How does it compare with the following gist that's implemented as a job filter?

Thanks for reviewing.

I am currently use a similar (but limited) filter, as discussed in https://github.com/HangfireIO/Hangfire/issues/2017

I do think that activity tracing, like metrics, is better as part of the core solution, turned on by default / with a standard name. I based some of that on MassTransit, where you just subscribe to a known event source; the .NET elements (e.g. HttpClient) are similar in that you can just easily enable them.

Decoupling from the flow is however a good idea, so happy with a different approach. My main thoughts are:

  1. Can the filter be a default system filter, i.e. turn on by default (with a fixed Activity Source name).
  2. Does it support both background jobs and recurring jobs.

Apart from that, some specific feedback on the gist:

If you can answer the first two items, I'd be happy to work on a revised solution using the filter.

sgryphon commented 5 days ago
  1. Can the filter be a default system filter, i.e. turn on by default (with a fixed Activity Source name).
  2. Does it support both background jobs and recurring jobs.

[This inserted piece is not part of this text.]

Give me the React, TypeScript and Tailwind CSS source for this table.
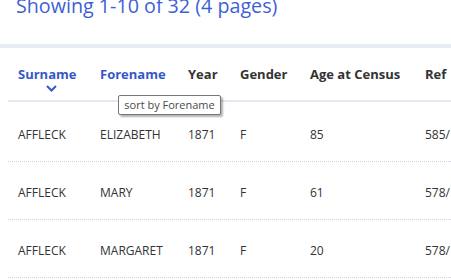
import React from "react";

const rows = [
  ["AFFLECK", "ELIZABETH", "1871", "F", "85", "585/"],
  ["AFFLECK", "MARY", "1871", "F", "61", "578/"],
  ["AFFLECK", "MARGARET", "1871", "F", "20", "578/"],
];

const cols = "grid grid-cols-[82px_88px_52px_70px_115px_1fr]";

export default function App() {
  return (
    <div
      className="relative w-[451px] h-[280px] overflow-hidden bg-white"
      style={{ fontFamily: '"Open Sans", "Noto Sans", sans-serif' }}
    >
      <div className="flex items-start h-[44px] pl-[16px]">
        <div className="mt-[-9px] text-[19.7px] leading-[30px] text-[#3d5fd6] whitespace-nowrap">
          Showing 1-10 of 32 (4 pages)
        </div>
      </div>
      <div className="h-[4px] bg-[#e8edf3]" />
      <div className="ml-[8px]">
        <div className={`${cols} h-[54px] pt-[17px] border-b-[2px] border-[#e4e8f3] text-[13px] leading-[18px] font-bold text-[#333]`}>
          <div className="px-[10px] text-[#3558c9]">
            <div>Surname</div>
            <svg width="11" height="7" viewBox="0 0 11 7" className="ml-[28px] mt-[2px]">
              <polyline points="1,1 5.5,5.5 10,1" fill="none" stroke="#3558c9" strokeWidth="2" />
            </svg>
          </div>
          <div className="px-[10px] text-[#3558c9]">Forename</div>
          <div className="px-[10px]">Year</div>
          <div className="px-[10px]">Gender</div>
          <div className="px-[10px] whitespace-nowrap">Age at Census</div>
          <div className="px-[10px]">Ref</div>
        </div>
        <div className="mt-[2px]">
          {rows.map((r, i) => (
            <div
              key={i}
              className={`${cols} h-[58px] pt-[23px] border-b border-dotted border-[#c9d3ea] text-[12px] leading-[16px] text-[#333]`}
            >
              {r.map((c, j) => (
                <div key={j} className="px-[10px] whitespace-nowrap">
                  {c}
                </div>
              ))}
            </div>
          ))}
        </div>
      </div>
      <div className="absolute left-[118px] top-[95px] h-[20px] w-[103px] border border-[#767676] bg-white shadow-[2px_2px_2px_rgba(0,0,0,0.3)] rounded-[2px] flex items-center justify-center text-[11px] text-[#4a4a4a] whitespace-nowrap">
        sort by Forename
      </div>
    </div>
  );
}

I found GlobalJobFilters.cs, which I think answers my first question.

I will work on using the alternative approach. It is nicer, as it neatly decouples the work. I also like putting the activity in the context (doesn't work for job parameters, which may be serialized to another machine, but I presume the start and end events run in the same process).

sgryphon commented 5 days ago

I've re-written the code as a global filter. I think it is much nicer to decouple like that -- and is shows the good architecture/structure of Hangfire that it is easy to use.

I used your filter code as a base, and then merged with my code (& applied my suggestions).

I added it as default to global filters, and then checked that the samples run okay (updated readme & samples for new location of the constant).

Some notes:

The one thing I haven't updated yet is the unit tests, as the previous code was built into Worker, etc so I had tests for those. I'll have a look at the tests for other filters and see if I can add anything valuable.

sgryphon commented 5 days ago

New unit tests, for the filter, now added.